5) Grab 4 pieces of aluminum foil, each about 8" square, and coat one side with vegetable oil so it won't stick. Cover the tops of the wings and drumsticks with the foil. You did lop off the wing tips and toss them in the gravy, didn't you? The foil will keep these skinny parts from burning. You'll take the foil off after an hour, so the skin will brown and crisp.
6) Now add your smoke wood. Turkey loves smoke, but too much can ruin it in a hurry, and there is is a fine line. The first time you try this recipe I beg you to go easy on the smoke wood. Overdo it and the bird will taste like an ashtray.
I've had good luck with apple, alder, peach, cherry, and oak. Avoid mesquite, and hickory. They'll work, but I think they're a bit too strong for delicate lean meats like turkey.
On a charcoal grill or smoker, you may not need to add wood at all. The charcoal will probably give you all the smoke flavor you need. If you do add wood, you can toss it right on the coals. 2 to 4 ounces by weight should be enough. Smoke adheres to wet surfaces, so add the wood at the start of the cook.
On a gas grill you'll need 4 to 8 ounces of wood. You may decide after tasting it that you want more on your next cook, but don't ruin the first one with too much smoke.

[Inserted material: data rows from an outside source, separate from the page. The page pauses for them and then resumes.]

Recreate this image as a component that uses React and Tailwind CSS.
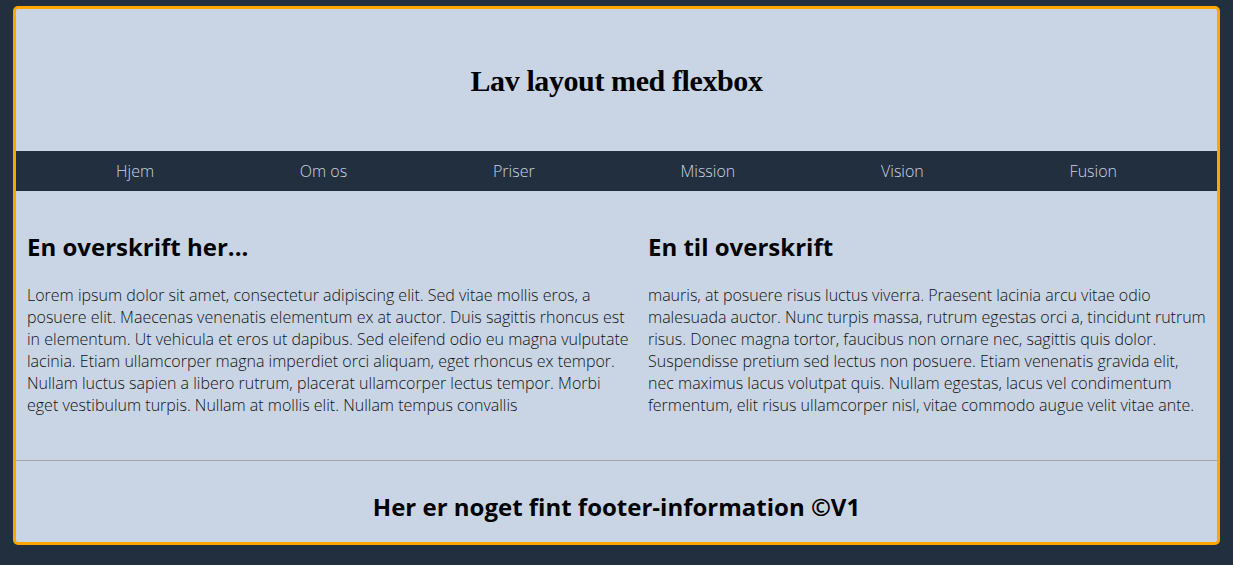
const navItems = ['Hjem', 'Om os', 'Priser', 'Mission', 'Vision', 'Fusion'];

export default function App() {
  return (
    <div className="min-h-[565px] bg-[#222f3e] pt-[6px] pb-[20px] px-[13px]" style={{ fontFamily: '"Open Sans", sans-serif' }}>
      <div className="overflow-hidden rounded-[5px] border-[3px] border-[#ffa500] bg-[#c9d5e5]">
        <header className="flex h-[142px] items-center justify-center">
          <h1
            className="text-[30px] font-bold text-black tracking-[-0.4px]"
            style={{ fontFamily: '"Liberation Serif", serif' }}
          >
            Lav layout med flexbox
          </h1>
        </header>

        <nav className="flex h-[40px] items-center justify-between bg-[#222f3e] px-[100px] text-[16px] font-light leading-[22px] text-[#c9d5e5]">
          {navItems.map((item) => (
            <a key={item} href="#">
              {item}
            </a>
          ))}
        </nav>

        <main className="flex gap-x-[15px] pl-[11px] pr-[9px] pt-[40px] pb-[44px]">
          <section className="w-[606px] shrink-0">
            <h2 className="text-[24px] font-bold leading-[32px] text-black">En overskrift her...</h2>
            <p className="mt-[21px] text-[16px] font-light leading-[22px] text-[#111]">
              Lorem ipsum dolor sit amet, consectetur adipiscing elit. Sed vitae mollis eros, a posuere elit. Maecenas
              venenatis elementum ex at auctor. Duis sagittis rhoncus est in elementum. Ut vehicula et eros ut dapibus.
              Sed eleifend odio eu magna vulputate lacinia. Etiam ullamcorper magna imperdiet orci aliquam, eget rhoncus
              ex tempor. Nullam luctus sapien a libero rutrum, placerat ullamcorper lectus tempor. Morbi eget vestibulum
              turpis. Nullam at mollis elit. Nullam tempus convallis
            </p>
          </section>
          <section className="w-[559px] shrink-0">
            <h2 className="text-[24px] font-bold leading-[32px] text-black">En til overskrift</h2>
            <p className="mt-[21px] text-[16px] font-light leading-[22px] text-[#111]">
              mauris, at posuere risus luctus viverra. Praesent lacinia arcu vitae odio malesuada auctor. Nunc turpis
              massa, rutrum egestas orci a, tincidunt rutrum risus. Donec magna tortor, faucibus non ornare nec, sagittis
              quis dolor. Suspendisse pretium sed lectus non posuere. Etiam venenatis gravida elit, nec maximus lacus
              volutpat quis. Nullam egestas, lacus vel condimentum fermentum, elit risus ullamcorper nisl, vitae commodo
              augue velit vitae ante.
            </p>
          </section>
        </main>

        <footer className="border-t border-[#a3a3a3] pt-[30px] pb-[19px] text-center">
          <h3 className="text-[24px] font-bold leading-[32px] text-black">Her er noget fint footer-information ©V1</h3>
        </footer>
      </div>
    </div>
  );
}
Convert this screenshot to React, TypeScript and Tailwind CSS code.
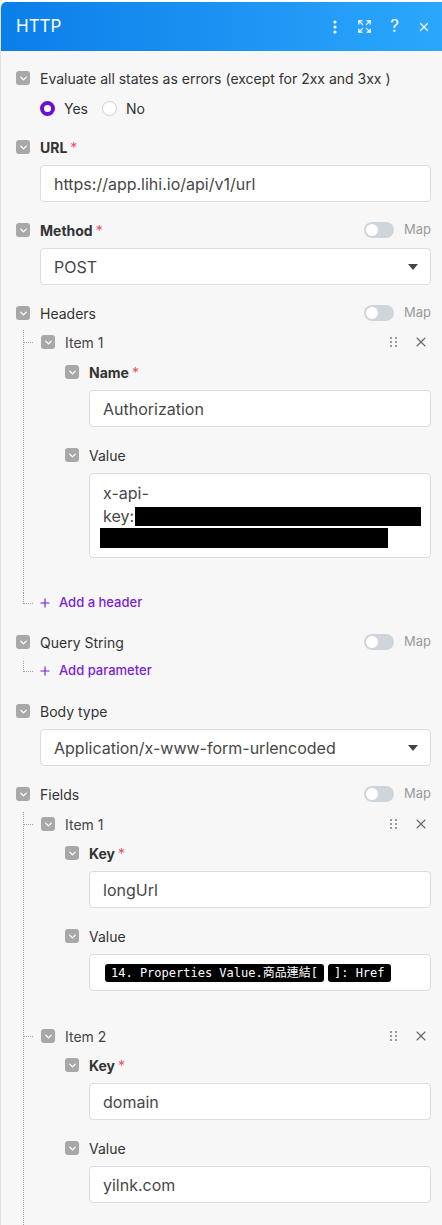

On my gas grill I usually place one golf-ball sized chunk of wood right on a burner in the flame. Chunks smolder slowly, but if you do not have chunks, you can use chips or pellets.
T
o use chips or pellets, make a little pouch of aluminum foil and poke holes in one side. There is no need to soak the wood. Wood does not absorb much water. That's why they make boats out of it. Put the packet as close to the flame as possible. Click here for more on The Zen of Wood.
7) Place the bird on the cooking rack, breast side up, close the lid and don't open it for an hour. That means no basting. Not if you want crispy skin. Remember, basting just makes the skin wet and soft.
8) After an hour, open the cooker and remove the aluminum foil from the wings and drums. This lets them brown properly and you will have potato chip crunchy skin on your wings.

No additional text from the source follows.